Moreover, I need a clear understanding—not of the "initial" representation of XMIR
. As I’ve already mentioned, the eo-maven-plugin
applies many different optimizations that change this XMIR
dramatically.
https://github.com/objectionary/jeo-maven-plugin/issues/687#issuecomment-2324297355
When you do phi/unphi
, the eo-maven-plugin
actually applies these optimizations.
https://github.com/objectionary/eo/issues/3257#issuecomment-2272882054
I don’t think you can predict how XMIR will look after these optimizations. Do you expect me to predict it?
Moreover, tomorrow you could invent an entirely different "view" on XMIR
and how some objects should be represented, and all my findings might be thrown into the bin.
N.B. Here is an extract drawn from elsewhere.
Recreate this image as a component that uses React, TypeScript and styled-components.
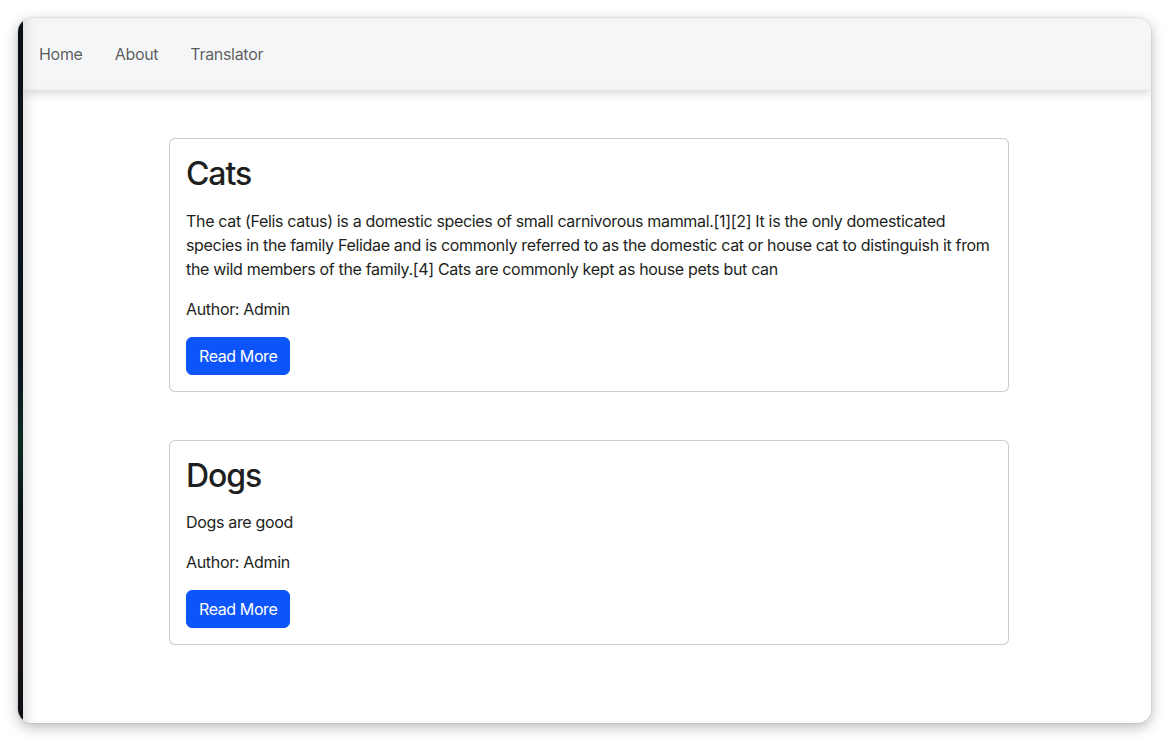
import React from "react";
import styled, { createGlobalStyle } from "styled-components";

const GlobalStyle = createGlobalStyle`
  html, body {
    margin: 0;
    padding: 0;
    background: #ffffff;
  }
  body {
    font-family: Inter, "Liberation Sans", Arial, sans-serif;
    color: #212529;
    -webkit-font-smoothing: antialiased;
  }
  * { box-sizing: border-box; }
`;

const Stage = styled.div`
  width: 1169px;
  height: 741px;
  padding: 18px;
  background: #ffffff;
`;

const Window = styled.div`
  display: flex;
  width: 1133px;
  height: 705px;
  border-radius: 14px;
  overflow: hidden;
  background: #ffffff;
  box-shadow: 0 4px 14px rgba(0, 0, 0, 0.28), 0 0 2px rgba(0, 0, 0, 0.2);
`;

const DesktopStrip = styled.div`
  flex: 0 0 5px;
  background: linear-gradient(
    180deg,
    #0b1118 0%,
    #0a1520 50%,
    #0c2a22 60%,
    #0a1418 70%,
    #1a1214 90%,
    #0b0f14 100%
  );
`;

const Page = styled.div`
  flex: 1;
  display: flex;
  flex-direction: column;
  background: #ffffff;
  box-shadow: inset 10px 0 14px -8px rgba(0, 0, 0, 0.16);
`;

const NavBar = styled.nav`
  position: relative;
  z-index: 1;
  flex: 0 0 72px;
  display: flex;
  align-items: center;
  background: #f5f6f8;
  box-shadow: 0 3px 10px rgba(0, 0, 0, 0.17), inset 10px 0 14px -8px rgba(0, 0, 0, 0.12);
`;

const NavLink = styled.a`
  padding: 8px 16px;
  font-size: 16px;
  line-height: 24px;
  letter-spacing: -0.3px;
  color: rgba(0, 0, 0, 0.65);
  text-decoration: none;
  cursor: pointer;
`;

const Content = styled.main`
  display: flex;
  flex-direction: column;
  gap: 48px;
  padding: 48px 0 0 146px;
`;

const Card = styled.article`
  width: 840px;
  border: 1px solid rgba(0, 0, 0, 0.2);
  border-radius: 6px;
  padding: 16px;
  background: #ffffff;
`;

const Title = styled.h2<{ $gap: number }>`
  margin: 0 0 ${(p) => p.$gap}px;
  font-size: 32px;
  font-weight: 500;
  line-height: 38.4px;
  letter-spacing: -1.1px;
  color: #1d1f21;
`;

const Text = styled.p`
  margin: 0 0 16px;
  font-size: 16px;
  line-height: 24px;
  letter-spacing: -0.33px;
  color: #1d1f21;
`;

const Button = styled.button`
  display: inline-block;
  padding: 6px 12px;
  font-family: inherit;
  font-size: 16px;
  line-height: 24px;
  letter-spacing: -0.4px;
  color: #ffffff;
  background: #0c55fb;
  border: 1px solid #0c55fb;
  border-radius: 6px;
  cursor: pointer;
`;

const posts = [
  {
    title: "Cats",
    body:
      "The cat (Felis catus) is a domestic species of small carnivorous mammal.[1][2] It is the only domesticated species in the family Felidae and is commonly referred to as the domestic cat or house cat to distinguish it from the wild members of the family.[4] Cats are commonly kept as house pets but can",
    author: "Admin",
    gap: 16,
  },
  { title: "Dogs", body: "Dogs are good", author: "Admin", gap: 14 },
];

export default function App() {
  return (
    <>
      <GlobalStyle />
      <Stage>
        <Window>
          <DesktopStrip />
          <Page>
            <NavBar>
              <NavLink>Home</NavLink>
              <NavLink>About</NavLink>
              <NavLink>Translator</NavLink>
            </NavBar>
            <Content>
              {posts.map((p) => (
                <Card key={p.title}>
                  <Title $gap={p.gap}>{p.title}</Title>
                  <Text>{p.body}</Text>
                  <Text>Author: {p.author}</Text>
                  <Button>Read More</Button>
                </Card>
              ))}
            </Content>
          </Page>
        </Window>
      </Stage>
    </>
  );
}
I’ve already done this "rewriting" many times:
https://github.com/objectionary/jeo-maven-plugin/issues/656 https://github.com/objectionary/jeo-maven-plugin/issues/627
That’s only in jeo-maven-plugin
. I’m not even mentioning opeo-maven-plugin
.
So, to be honest, I’m extremely frustrated with these requirements. And even if you insist on them and decide to "rewrite" it again, I can do it, but you should be aware that it might take a significant amount of time.
@volodya-lombrozo I understand. How about we make JEO more strict by writing the documentation for it. Basically, we must explain to the users of JEO-output what is possible to do with it in order to keep it understandable by JEO. If you publish such a documentation, we will make sure our normalizations/optimizations send to JEO only the XMIR it is prepared for.
@yegor256 I agree. What do you think if we move a bit further and invent some sort of XSD
for it?
@volodya-lombrozo XSD is a rather weak format, it won't allow you to define complex rules. It's mostly about types of data. Maybe a collection of XPath assertions (both "positive" that must be in the incoming XMIR and "negative" that are not allowed). Just an idea.
I'm getting this after the following element in XMIR:
This line (
<o base="org.eolang.bytes" data="bytes"/>
), I believe, is a legal representation of an empty chain of bytes. It must be correctly processed by JEO.